New SAMHSA Report Calls for End to Change Therapy for LGBT Youth

I may have more to say about this report in the coming days, hopefully with some commentary from Mark Yarhouse, but for now, I am going to link to it.
Ending Conversion Therapy: Supporting and Affirming LGBTQ Youth was released today by the Substance Abuse and Mental Health Services Administration. The report recommends the end of change therapies for minors via professional advocacy and legal strategies.
Mark Yarhouse, co-author with me of the Sexual Identity Therapy framework and professor at Regent University, was an evangelical presence on the panel of experts who produced the consensus statements.
The most controversial parts of the report, in my opinion, deal with gender identity. I think most therapists now understand that sexual orientation is durable and rarely, if ever, changes dramatically as the result of change therapy. However, the recommendations on gender identity are more controversial. Despite the use of the word consensus, I question whether there is a consensus among professionals of all ideologies about how to respond therapeutically to youth dealing with stress over gender expression.
As for the goal of ending change therapy for youth, I am a supporter. Despite years of research and effort, no safe, effective and ethical approach to sexual orientation change has emerged. The very few people who still claim effectiveness are small operations with no research of their own methods. The anecdotes of harm are convincing and the candid admissions of people like Alan Chambers that the change they claimed didn’t happen is enough to cause significant skepticism. My own professional experience researching change efforts in clients and research participants informs me that any claimed change is unlikely to be lasting or complete. The biological research, while not conclusive, supports a very early establishment of sexual desires (especially for males). The available options for attempting change are often bizarre and carry potential to create psychological problems. Thus, limiting these efforts in a free society to adults seems like a reasonable professional position.
 

Southern Baptist Seminary Leaders Reject Reparative Therapy

Let me just say that I opposed reparative therapy before it was cool to oppose it.
Yesterday, Al Mohler and others articulated their position against reparative therapy, also known as sexual orientation change efforts.
Atlantic has an article on Alan Chambers’ new book and chronicles the demise of the ex-gay movement from Alan’s point of view.
Essentially, Mohler and colleagues believe changing orientation is not the Christian goal. Rather, avoidance of same-sex sexual relations is the objective in the narrow sense, and more broadly, pursuit of a spiritual life is what Christians should seek. Some same-sex attracted people are bisexual and others sometimes fall in love cross-orientation to form a mixed orientation marriage.
Although it is dated, I have a page on reparative therapy which demonstrates my approach to the issues in the professional sense.

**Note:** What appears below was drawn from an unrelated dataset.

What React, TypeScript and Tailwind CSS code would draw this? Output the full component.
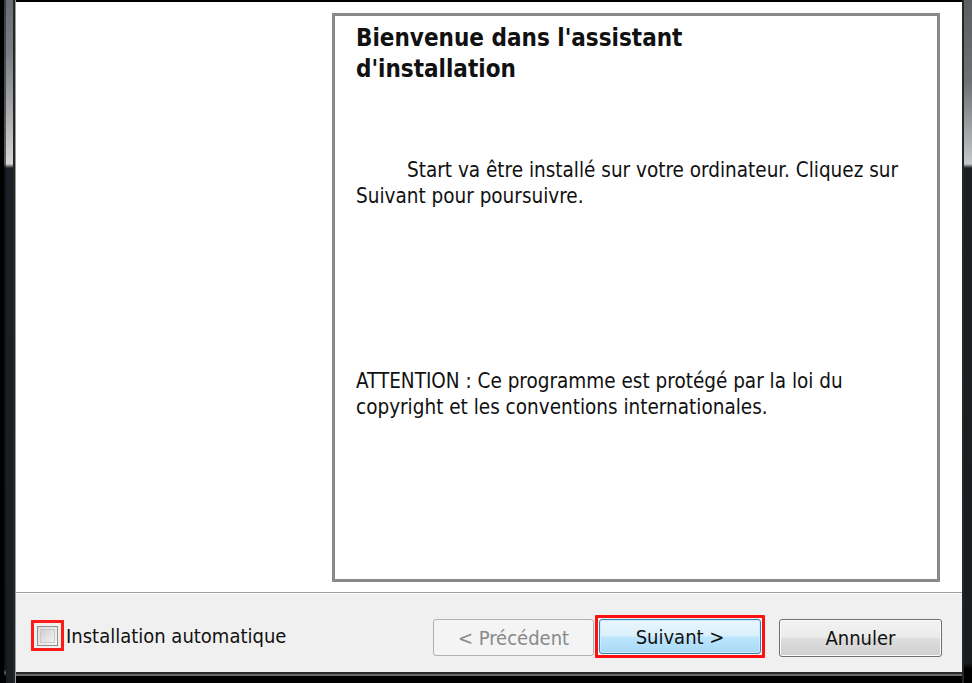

JONAH Guilty of Consumer Fraud According to NJ Jury

That didn’t take long.
Today, the jury in the sexual orientation change case in NJ said Jews Offering New Alternatives to Healing (JONAH) was guilty of consumer fraud by claiming sexual orientation can be changed.
According the report, the jury found that JONAH founders Arthur Goldberg and Elaine Berk and life coach Alan Downing:

…engaged in unconscionable commercial practices” and misrepresented their services.

This is a big deal and should have a chilling effect on such services elsewhere. Hopefully, fewer therapists will engage in such practices and instead work with clients in conflict over sexual attractions to explore realistic options.
JONAH will have to refund fees collected.